1. Bu sabah gördüğüm rüya
Google mapsten street view yapıyoruz ya. İşte o sağ köşedeki adamcık gibi bir yere atılmışım. Önce Avustralya sanıyorum. Uçurumun kıyısında okyanusa bakan bir otoyol. Yürüdükçe yürüyorum, tek tük evler belirmeye başlıyor. Binalar çok katlı, bej rengi, köhne, gitgide sıklaşıyor. Birden kardeşim çıkageliyor, beraber yürüyoruz. Bir şehir merkezine geliyoruz. Daha önce hiç görmediğim bir yer burası. Kocaman Arapça tabelalar var. Bir yola sapıyoruz, upuzun uzanıyor, iki yanda Çin restoranları, dükkanlar. Etrafta kimse yok, burası neresi diye sormak istiyoruz ama bir yandan böyle tahmin etmeye çalışmak da eğlenceli. Uzun yol yokuş oluyor, çıkıyoruz ve bitiyor. Çıkmaz bir sokakmış. Bu yüzden geri dönüyoruz. Kardeşim "Abla burası neresi?" diye soruyor. Batı Afrika'da bir yer, belki Çad! diyorum. Ama uyduruyorum da. 

2. Kampımıza Japonlar geldi
Ve bir ambülans bağışladılar. Bunun üzerine danslar yapıldı, kampta en etkin insanlar olan kadın dans grubumuz (doğum kontrol üzerine mesaj veren şarkılar söyleyen, sürekli gülümseyen, süper dans eden bir grup) Japon büyükelçisi beyi dansa kaldırdı. Hayatımda gördüğüm en değişik sahnelerden biriydi. Keşke bu görsel hafızamı sizinle paylaşabilsem.

3. Aşırı çalışma sonucu beynimde oluşan deformasyon
Keşke ben işime aşık bir kariyer kadını olsaydım. Ama malesef ömrüm boyunca öyle biri olamadım. Ben de kampta ve ofiste geçirdiğim günde ortalama 13 saati nasıl eğlenceli geçirebilirim diye, bilinçsizce düşünmeye başladım. Aslında buna düşünmek de denmez, bilinçdışının basit bir oyunu diyelim. Ve sonunda ofisimizin doktorundan hoşlanmaya başladım. Böylece kamptaki yaşamıma bir heyecan gelmiş oldu. Ben buna "romantik sitümülasyon" adını verdim. Hayat bazen o kadar anlamsız, boş, yavan olur ki onu dolduracak, kendimizi motive edecek bir şeyler ararız. 

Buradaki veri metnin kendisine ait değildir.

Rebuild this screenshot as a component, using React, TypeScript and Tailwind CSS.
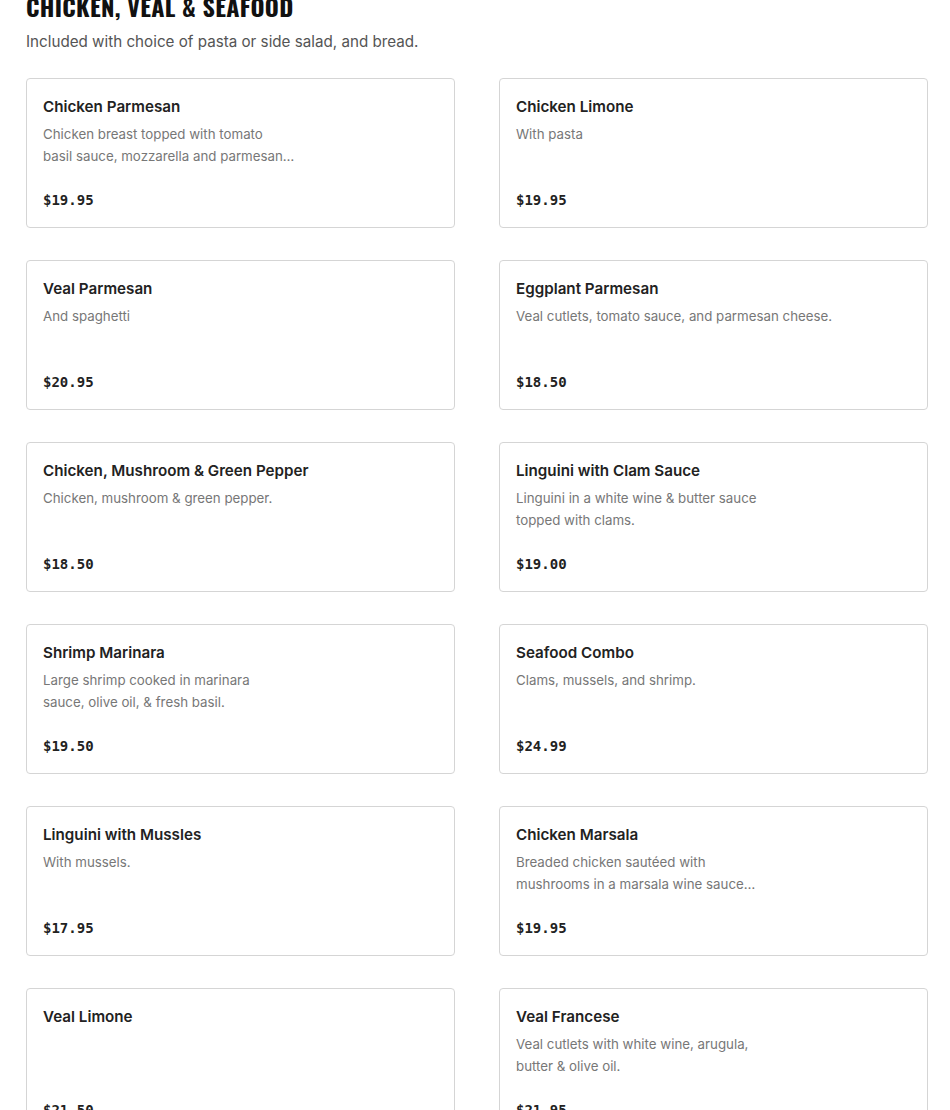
const items = [
  { name: 'Chicken Parmesan', desc: ['Chicken breast topped with tomato', 'basil sauce, mozzarella and parmesan…'], price: '$19.95' },
  { name: 'Chicken Limone', desc: ['With pasta'], price: '$19.95' },
  { name: 'Veal Parmesan', desc: ['And spaghetti'], price: '$20.95' },
  { name: 'Eggplant Parmesan', desc: ['Veal cutlets, tomato sauce, and parmesan cheese.'], price: '$18.50' },
  { name: 'Chicken, Mushroom & Green Pepper', desc: ['Chicken, mushroom & green pepper.'], price: '$18.50' },
  { name: 'Linguini with Clam Sauce', desc: ['Linguini in a white wine & butter sauce', 'topped with clams.'], price: '$19.00' },
  { name: 'Shrimp Marinara', desc: ['Large shrimp cooked in marinara', 'sauce, olive oil, & fresh basil.'], price: '$19.50' },
  { name: 'Seafood Combo', desc: ['Clams, mussels, and shrimp.'], price: '$24.99' },
  { name: 'Linguini with Mussles', desc: ['With mussels.'], price: '$17.95' },
  { name: 'Chicken Marsala', desc: ['Breaded chicken sautéed with', 'mushrooms in a marsala wine sauce…'], price: '$19.95' },
  { name: 'Veal Limone', desc: [], price: '$21.50' },
  { name: 'Veal Francese', desc: ['Veal cutlets with white wine, arugula,', 'butter & olive oil.'], price: '$21.95' },
];

export default function App() {
  return (
    <div className="h-[1110px] overflow-hidden bg-white px-[26px] font-['Inter','Liberation_Sans',sans-serif]">
      <h2 className="mt-[-10px] text-[24px] leading-[32px] font-bold uppercase tracking-[0.3px] text-[#111] font-['Oswald','Liberation_Sans_Narrow','DejaVu_Sans_Condensed',sans-serif]">
        Chicken, Veal &amp; Seafood
      </h2>
      <p className="mt-[9px] text-[15.2px] leading-[22px] text-[#555]">
        Included with choice of pasta or side salad, and bread.
      </p>
      <div className="mt-[25px] grid grid-cols-2 gap-x-[44px] gap-y-[32px] w-[902px]">
        {items.map((item) => (
          <div
            key={item.name}
            className="flex h-[150px] flex-col rounded-[4px] border border-[#d5d5d5] px-4 pt-[15px] pb-[16px]"
          >
            <h3 className="text-[15.2px] leading-[26px] font-semibold text-[#222]">{item.name}</h3>
            <div className="mt-[3px] text-[13.3px] leading-[22px] text-[#777]">
              {item.desc.map((line) => (
                <div key={line}>{line}</div>
              ))}
            </div>
            <p className="mt-auto text-[14px] leading-[22px] font-bold text-[#222] font-['DejaVu_Sans_Mono','Liberation_Mono',monospace]">
              {item.price}
            </p>
          </div>
        ))}
      </div>
    </div>
  );
}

Doktorun ülkesinden (Doğu Afrika ülkesi) iki tane çok cool şarkıcı biliyorum: biri bir klasik olmuş, ikincisi 70lerin psychedelic rakçısı. Onunla tanışır tanışmaz bunu söyledim. Şu ana kadar bana çok saçma şeyler söyledi, soykırım anıtına gittiğimizde "İşte bunlar hep emperyalist güçlerin oyunu" dedi, Hollandalı Barış Danışmanımızın evinde yaptığı hipster vejetaryen yemekler hakkında "onları tavuklar yer" demek olsun. Çocuklar bana "Hello muzungu!" dediğinde "Hello Africa!" demek olsun (yok aslında bu esprisi iyiydi). Açıkçası birinden hoşlanacaksam bu kişi babamdan biraz daha açık görüşlü olmalıydı diye düşünüyorum. Yine de bilinçaltımız böyle şeyleri dinlemiyor.

4. Onun da benden hoşlandığını gösteren küçük detaylar
  • Vaktin var mı? dediğimde "Senin için her zaman vaktim var" dedi.

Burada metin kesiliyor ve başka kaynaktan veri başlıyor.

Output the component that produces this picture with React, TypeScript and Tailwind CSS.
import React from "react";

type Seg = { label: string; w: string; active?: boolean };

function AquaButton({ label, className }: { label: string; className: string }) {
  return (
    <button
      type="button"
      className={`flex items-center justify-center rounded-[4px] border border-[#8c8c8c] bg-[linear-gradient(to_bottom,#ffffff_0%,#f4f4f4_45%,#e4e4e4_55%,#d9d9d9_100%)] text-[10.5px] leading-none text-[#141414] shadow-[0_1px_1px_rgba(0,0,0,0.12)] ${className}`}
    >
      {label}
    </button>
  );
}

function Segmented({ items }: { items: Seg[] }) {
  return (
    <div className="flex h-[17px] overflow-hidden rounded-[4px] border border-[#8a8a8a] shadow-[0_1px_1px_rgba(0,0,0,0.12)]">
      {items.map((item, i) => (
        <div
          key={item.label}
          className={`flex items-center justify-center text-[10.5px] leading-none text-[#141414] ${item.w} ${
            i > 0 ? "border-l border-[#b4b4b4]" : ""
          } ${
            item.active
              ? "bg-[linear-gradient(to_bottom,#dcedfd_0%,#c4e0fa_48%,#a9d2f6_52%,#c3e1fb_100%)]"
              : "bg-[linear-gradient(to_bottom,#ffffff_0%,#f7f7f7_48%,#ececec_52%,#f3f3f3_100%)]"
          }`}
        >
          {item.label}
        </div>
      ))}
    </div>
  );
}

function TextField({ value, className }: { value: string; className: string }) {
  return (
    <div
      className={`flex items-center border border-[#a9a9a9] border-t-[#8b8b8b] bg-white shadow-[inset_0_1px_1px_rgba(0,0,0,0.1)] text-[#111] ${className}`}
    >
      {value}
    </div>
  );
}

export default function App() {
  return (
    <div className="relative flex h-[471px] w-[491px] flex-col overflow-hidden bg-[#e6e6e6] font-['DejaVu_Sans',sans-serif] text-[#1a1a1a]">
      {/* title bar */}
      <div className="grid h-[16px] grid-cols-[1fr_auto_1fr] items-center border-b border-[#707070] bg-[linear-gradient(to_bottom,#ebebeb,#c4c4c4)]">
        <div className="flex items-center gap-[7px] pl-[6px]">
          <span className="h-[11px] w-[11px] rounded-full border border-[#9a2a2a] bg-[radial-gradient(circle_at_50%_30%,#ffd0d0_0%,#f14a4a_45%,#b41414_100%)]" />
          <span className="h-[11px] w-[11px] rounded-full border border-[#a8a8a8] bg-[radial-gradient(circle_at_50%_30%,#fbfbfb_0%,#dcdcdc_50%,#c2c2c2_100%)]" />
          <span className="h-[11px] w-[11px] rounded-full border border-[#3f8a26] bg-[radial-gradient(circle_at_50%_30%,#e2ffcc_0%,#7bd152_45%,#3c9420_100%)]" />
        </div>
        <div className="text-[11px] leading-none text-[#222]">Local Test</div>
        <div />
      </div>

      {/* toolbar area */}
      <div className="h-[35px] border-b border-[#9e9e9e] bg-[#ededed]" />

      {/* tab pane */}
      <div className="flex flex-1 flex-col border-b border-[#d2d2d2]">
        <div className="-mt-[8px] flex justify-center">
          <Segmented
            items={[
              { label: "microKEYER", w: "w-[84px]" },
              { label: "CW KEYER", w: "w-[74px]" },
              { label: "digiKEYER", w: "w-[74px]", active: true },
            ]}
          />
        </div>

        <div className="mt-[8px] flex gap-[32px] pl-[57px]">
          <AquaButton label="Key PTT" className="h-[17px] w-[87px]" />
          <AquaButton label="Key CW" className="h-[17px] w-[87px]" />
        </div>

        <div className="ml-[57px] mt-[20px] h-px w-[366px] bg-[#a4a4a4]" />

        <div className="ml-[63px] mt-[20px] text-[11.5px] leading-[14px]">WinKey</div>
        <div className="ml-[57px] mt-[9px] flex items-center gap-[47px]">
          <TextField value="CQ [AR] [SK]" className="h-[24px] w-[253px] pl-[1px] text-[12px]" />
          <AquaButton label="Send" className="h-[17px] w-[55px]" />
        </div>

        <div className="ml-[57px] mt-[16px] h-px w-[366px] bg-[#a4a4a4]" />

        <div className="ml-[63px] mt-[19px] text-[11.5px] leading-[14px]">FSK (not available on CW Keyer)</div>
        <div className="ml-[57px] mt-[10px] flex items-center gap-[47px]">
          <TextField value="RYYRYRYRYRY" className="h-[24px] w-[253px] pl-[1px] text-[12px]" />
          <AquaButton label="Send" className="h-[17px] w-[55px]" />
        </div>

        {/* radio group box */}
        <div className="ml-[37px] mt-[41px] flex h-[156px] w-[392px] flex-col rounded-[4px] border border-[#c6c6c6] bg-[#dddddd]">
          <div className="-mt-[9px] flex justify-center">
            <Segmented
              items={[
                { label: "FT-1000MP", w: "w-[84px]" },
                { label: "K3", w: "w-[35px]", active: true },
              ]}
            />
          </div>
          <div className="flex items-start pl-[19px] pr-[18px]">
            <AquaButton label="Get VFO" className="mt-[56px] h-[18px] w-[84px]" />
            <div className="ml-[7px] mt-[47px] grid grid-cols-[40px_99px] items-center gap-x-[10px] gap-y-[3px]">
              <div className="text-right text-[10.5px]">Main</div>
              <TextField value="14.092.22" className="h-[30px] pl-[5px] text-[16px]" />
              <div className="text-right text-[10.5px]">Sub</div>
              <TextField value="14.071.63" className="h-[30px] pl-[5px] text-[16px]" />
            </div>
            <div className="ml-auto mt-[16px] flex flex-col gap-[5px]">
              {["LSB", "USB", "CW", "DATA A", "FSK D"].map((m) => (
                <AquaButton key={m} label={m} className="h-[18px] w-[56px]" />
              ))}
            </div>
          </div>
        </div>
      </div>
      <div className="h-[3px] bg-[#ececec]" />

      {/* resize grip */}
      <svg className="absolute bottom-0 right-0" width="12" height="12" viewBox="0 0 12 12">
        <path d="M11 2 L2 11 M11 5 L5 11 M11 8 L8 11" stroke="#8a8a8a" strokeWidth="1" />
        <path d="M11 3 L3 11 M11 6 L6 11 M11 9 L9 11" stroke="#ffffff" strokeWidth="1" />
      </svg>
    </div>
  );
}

  • Hiç işi olmamasına rağmen koordine ettiğim toplantıya gelip yanıma oturdu, ne işin var burada diye soranlara gülerek omuz silkti.
  • Kinyarwandaca "tarafsızlık" ve "Bugün günlerden Perşembe" dediğimde "Neden böyle şeyler öğreniyorsun, seni seviyorum demeyi öğren" dedi. (Bunu 2 -yazıyla İKİ kere yaptı)

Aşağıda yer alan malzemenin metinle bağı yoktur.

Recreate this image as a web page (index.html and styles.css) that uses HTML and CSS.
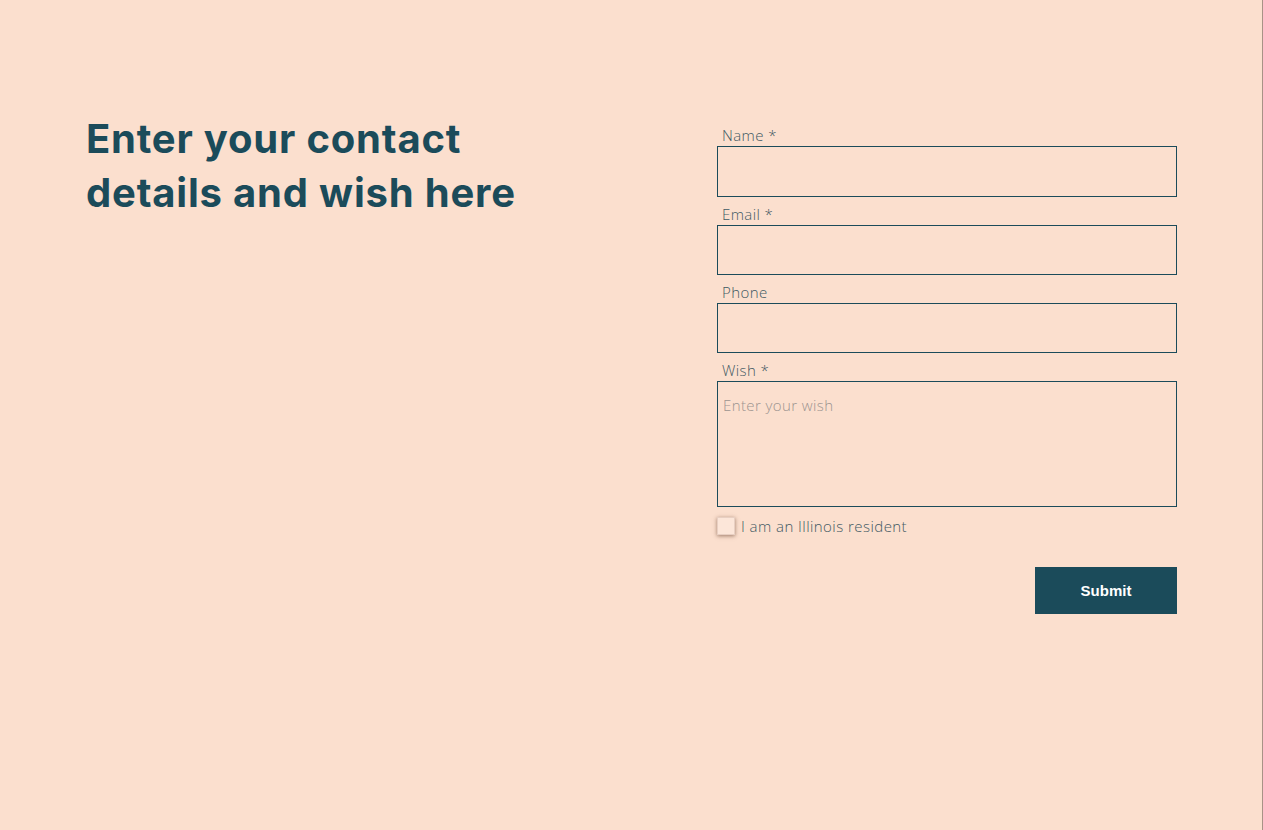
FILE: index.html
```html
<!DOCTYPE html>
<html lang="en">
<head>
<meta charset="utf-8">
<title>Contact</title>
<link rel="stylesheet" href="styles.css">
</head>
<body>
<div class="page">
  <main class="content">
    <h1 class="title">Enter your contact<br>details and wish here</h1>
    <form class="form">
      <div class="field">
        <label class="label">Name *</label>
        <input class="input first" type="text">
      </div>
      <div class="field">
        <label class="label">Email *</label>
        <input class="input" type="text">
      </div>
      <div class="field">
        <label class="label">Phone</label>
        <input class="input" type="text">
      </div>
      <div class="field">
        <label class="label">Wish *</label>
        <textarea class="input area" placeholder="Enter your wish"></textarea>
      </div>
      <label class="check">
        <span class="box"></span>
        <span class="check-text">I am an Illinois resident</span>
      </label>
      <div class="actions">
        <button type="button" class="submit">Submit</button>
      </div>
    </form>
  </main>
</div>
</body>
</html>
```
FILE: styles.css
```css
html, body {
  margin: 0;
  padding: 0;
  background: #fbdfce;
}
.page {
  width: 1262px;
  height: 830px;
  border-right: 1px solid #a89286;
  background: #fbdfce;
  box-sizing: content-box;
}
.content {
  display: flex;
  justify-content: space-between;
  padding: 112px 85px 0 86px;
}
.title {
  margin: 0;
  font-family: "Inter", "Lato", sans-serif;
  font-weight: 700;
  font-size: 40px;
  line-height: 54px;
  letter-spacing: 0.8px;
  color: #1b4b5a;
}
.form {
  width: 460px;
  display: flex;
  flex-direction: column;
  padding-top: 12px;
}
.field {
  display: flex;
  flex-direction: column;
  margin-bottom: 6px;
}
.label {
  font-family: "Open Sans", "Lato", sans-serif;
  font-weight: 300;
  font-size: 15px;
  line-height: 20px;
  letter-spacing: 0.4px;
  color: #3f5963;
  padding: 1px 0 0 5px;
  margin-bottom: 1px;
}
.input {
  box-sizing: border-box;
  height: 50px;
  border: 1px solid #1b4b5a;
  background: transparent;
  margin: 0;
  border-radius: 0;
  outline: none;
  font-family: "Open Sans", sans-serif;
  font-size: 15px;
}
.input.first {
  height: 51px;
}
.area {
  height: 126px;
  resize: none;
  padding: 13px 5px;
  font-weight: 300;
  letter-spacing: 0.4px;
  color: #3f5963;
}
.area::placeholder {
  color: #9b9490;
  font-weight: 300;
}
.check {
  display: flex;
  align-items: center;
  gap: 6px;
  margin-top: 3px;
}
.box {
  width: 18px;
  height: 18px;
  box-sizing: border-box;
  background: #fce6d9;
  border: 1px solid #e8cfc2;
  box-shadow: 0 1px 4px rgba(80, 40, 20, 0.55);
}
.check-text {
  font-family: "Open Sans", sans-serif;
  font-weight: 300;
  font-size: 15px;
  letter-spacing: 0.45px;
  color: #3f5963;
}
.actions {
  display: flex;
  justify-content: flex-end;
  margin-top: 31px;
}
.submit {
  width: 142px;
  height: 47px;
  border: none;
  background: #1b4b5a;
  color: #ffffff;
  font-family: "Liberation Sans", Arial, sans-serif;
  font-weight: 700;
  font-size: 15px;
  cursor: pointer;
}
```
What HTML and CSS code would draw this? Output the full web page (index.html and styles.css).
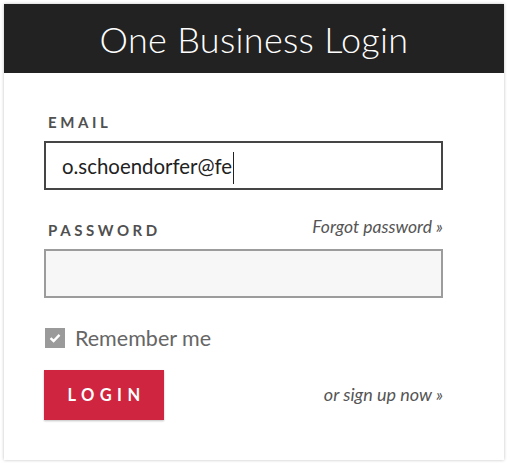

  • Bir ülke örnek verecekse "Türkiye" diyor.
  • Bir keresinde çok yorgundu. Ben de yanına gidip omzuna elimi koyarak "Yorgun musun?" diye sordum. O zaman kafasını kaldırıp bana baktı ve utangaçça gülümsedi ve bu esnada sanki zaman biraz yavaşladı.
5. Bu kadar yeter
Bir sonraki yazımda size iş arkadaşlarımı, ülkenin politik durumunu, ve çeşitli kişisel sorunlarımı anlatacağım.